# Dataset extract
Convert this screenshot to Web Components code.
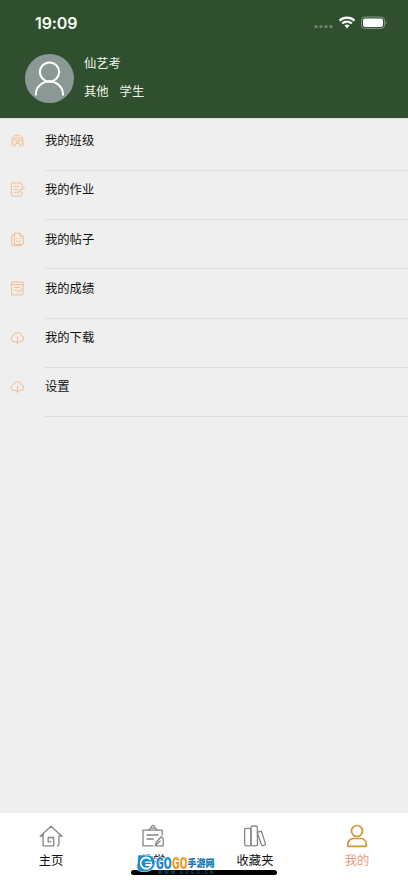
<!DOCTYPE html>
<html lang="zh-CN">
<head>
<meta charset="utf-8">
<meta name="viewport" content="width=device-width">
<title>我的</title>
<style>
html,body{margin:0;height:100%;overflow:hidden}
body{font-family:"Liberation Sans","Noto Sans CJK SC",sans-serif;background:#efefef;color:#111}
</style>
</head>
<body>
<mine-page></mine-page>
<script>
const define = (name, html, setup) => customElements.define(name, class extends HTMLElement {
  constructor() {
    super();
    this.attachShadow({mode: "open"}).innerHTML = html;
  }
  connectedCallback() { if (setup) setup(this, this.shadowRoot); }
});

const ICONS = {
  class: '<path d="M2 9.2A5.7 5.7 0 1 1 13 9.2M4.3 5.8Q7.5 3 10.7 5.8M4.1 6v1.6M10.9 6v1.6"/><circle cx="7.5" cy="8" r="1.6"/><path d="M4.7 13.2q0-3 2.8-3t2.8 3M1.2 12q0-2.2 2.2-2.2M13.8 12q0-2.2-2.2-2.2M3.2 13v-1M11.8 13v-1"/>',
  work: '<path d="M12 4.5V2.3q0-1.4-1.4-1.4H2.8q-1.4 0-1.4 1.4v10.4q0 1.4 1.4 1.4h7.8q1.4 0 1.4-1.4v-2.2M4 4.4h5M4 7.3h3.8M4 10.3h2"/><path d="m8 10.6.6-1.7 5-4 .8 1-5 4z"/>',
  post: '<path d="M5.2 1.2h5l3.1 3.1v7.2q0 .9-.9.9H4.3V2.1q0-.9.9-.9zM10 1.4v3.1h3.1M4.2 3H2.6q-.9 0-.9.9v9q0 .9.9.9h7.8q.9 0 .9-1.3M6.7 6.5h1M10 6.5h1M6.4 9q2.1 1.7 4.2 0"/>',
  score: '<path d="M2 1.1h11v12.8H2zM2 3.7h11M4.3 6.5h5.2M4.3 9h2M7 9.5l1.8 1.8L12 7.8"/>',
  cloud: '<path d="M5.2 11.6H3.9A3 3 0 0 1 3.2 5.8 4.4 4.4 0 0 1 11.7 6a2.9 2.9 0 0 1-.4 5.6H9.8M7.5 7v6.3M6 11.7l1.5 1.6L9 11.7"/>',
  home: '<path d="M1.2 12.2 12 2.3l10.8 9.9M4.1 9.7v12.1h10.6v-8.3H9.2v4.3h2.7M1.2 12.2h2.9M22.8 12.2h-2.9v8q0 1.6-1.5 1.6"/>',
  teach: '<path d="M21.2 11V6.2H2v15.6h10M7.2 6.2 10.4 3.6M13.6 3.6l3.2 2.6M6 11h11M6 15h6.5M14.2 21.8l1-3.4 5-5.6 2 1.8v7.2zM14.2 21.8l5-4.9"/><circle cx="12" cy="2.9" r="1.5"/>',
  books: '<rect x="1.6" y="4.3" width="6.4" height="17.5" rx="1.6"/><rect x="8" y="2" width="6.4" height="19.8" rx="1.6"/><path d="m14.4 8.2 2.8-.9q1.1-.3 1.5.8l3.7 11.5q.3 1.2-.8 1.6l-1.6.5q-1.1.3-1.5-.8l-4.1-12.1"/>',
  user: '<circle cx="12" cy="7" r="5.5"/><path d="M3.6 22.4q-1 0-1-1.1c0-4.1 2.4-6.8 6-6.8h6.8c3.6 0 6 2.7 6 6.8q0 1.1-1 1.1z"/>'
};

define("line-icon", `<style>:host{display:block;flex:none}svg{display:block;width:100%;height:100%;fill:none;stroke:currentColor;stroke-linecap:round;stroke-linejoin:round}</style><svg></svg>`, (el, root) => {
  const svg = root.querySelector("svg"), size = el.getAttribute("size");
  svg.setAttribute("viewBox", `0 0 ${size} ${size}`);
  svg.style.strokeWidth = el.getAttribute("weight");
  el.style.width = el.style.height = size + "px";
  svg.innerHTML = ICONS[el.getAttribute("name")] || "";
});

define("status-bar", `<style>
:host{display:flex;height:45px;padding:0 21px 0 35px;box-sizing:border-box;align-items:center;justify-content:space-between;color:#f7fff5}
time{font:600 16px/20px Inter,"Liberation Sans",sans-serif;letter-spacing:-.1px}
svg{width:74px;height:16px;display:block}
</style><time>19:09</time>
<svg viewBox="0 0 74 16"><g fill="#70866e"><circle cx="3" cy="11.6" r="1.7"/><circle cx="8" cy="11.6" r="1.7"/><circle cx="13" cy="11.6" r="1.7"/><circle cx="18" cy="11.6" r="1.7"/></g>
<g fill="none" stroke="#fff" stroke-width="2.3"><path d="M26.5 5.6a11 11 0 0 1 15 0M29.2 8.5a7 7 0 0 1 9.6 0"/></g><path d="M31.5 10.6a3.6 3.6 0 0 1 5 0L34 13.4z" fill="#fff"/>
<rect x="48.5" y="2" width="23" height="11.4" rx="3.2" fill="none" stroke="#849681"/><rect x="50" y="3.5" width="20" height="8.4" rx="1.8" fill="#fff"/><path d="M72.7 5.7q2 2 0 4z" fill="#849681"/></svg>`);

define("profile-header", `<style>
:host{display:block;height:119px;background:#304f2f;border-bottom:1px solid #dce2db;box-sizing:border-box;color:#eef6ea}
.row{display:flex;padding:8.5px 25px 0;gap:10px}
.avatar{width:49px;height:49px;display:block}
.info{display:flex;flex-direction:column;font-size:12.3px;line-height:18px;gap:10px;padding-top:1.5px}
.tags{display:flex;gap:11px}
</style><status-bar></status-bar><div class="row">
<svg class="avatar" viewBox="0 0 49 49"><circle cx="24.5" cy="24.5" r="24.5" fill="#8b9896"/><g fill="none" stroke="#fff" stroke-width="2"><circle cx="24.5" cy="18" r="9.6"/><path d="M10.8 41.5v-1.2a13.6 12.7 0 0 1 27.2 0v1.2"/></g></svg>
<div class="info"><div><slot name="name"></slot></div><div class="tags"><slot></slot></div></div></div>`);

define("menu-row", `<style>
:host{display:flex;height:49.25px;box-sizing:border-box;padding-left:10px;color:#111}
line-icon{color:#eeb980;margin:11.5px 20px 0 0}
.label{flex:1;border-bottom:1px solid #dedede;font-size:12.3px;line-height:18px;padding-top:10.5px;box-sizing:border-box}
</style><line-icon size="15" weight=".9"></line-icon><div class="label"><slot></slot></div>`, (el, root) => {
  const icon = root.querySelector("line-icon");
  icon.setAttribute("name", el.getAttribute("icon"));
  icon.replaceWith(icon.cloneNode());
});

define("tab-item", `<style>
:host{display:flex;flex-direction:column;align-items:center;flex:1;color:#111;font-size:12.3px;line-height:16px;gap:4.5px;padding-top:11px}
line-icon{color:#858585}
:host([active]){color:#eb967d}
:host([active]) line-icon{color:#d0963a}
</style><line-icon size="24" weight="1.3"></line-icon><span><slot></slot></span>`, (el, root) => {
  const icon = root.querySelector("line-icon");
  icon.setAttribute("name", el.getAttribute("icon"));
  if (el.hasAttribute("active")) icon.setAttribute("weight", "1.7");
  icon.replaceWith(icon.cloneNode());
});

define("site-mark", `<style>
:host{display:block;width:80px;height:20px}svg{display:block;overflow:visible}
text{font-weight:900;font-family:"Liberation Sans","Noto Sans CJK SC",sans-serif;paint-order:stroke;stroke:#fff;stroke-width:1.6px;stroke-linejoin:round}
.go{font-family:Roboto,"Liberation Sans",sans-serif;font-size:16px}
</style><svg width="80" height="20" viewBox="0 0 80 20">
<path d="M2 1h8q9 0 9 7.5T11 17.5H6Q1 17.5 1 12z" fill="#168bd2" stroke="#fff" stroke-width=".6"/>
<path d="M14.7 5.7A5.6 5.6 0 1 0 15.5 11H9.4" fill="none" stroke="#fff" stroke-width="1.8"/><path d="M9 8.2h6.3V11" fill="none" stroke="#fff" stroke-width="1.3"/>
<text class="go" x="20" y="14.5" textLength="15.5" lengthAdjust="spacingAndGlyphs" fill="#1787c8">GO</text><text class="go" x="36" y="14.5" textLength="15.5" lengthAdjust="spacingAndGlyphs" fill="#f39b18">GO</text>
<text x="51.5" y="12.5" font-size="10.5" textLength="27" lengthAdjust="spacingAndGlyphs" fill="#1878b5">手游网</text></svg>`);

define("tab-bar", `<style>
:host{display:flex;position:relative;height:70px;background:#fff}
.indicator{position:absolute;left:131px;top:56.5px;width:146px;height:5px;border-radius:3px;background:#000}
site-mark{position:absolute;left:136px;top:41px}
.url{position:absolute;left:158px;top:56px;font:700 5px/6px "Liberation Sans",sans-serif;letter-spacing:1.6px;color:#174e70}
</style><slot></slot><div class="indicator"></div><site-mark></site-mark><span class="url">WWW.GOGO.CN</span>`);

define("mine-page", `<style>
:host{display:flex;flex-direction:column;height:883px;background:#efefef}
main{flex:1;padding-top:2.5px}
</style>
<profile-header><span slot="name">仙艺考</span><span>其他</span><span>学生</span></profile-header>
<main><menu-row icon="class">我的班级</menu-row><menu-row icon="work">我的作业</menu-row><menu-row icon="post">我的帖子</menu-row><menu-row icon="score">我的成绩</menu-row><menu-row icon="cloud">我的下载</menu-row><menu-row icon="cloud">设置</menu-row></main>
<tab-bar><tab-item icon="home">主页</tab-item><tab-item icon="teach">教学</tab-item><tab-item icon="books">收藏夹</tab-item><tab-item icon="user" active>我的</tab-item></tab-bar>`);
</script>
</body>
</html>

# Task goal
Identify each line holding the string "this", and copy it out.

# Expected answer
Convert this screenshot to Web Components code.
    this.attachShadow({mode: "open"}).innerHTML = html;
  connectedCallback() { if (setup) setup(this, this.shadowRoot); }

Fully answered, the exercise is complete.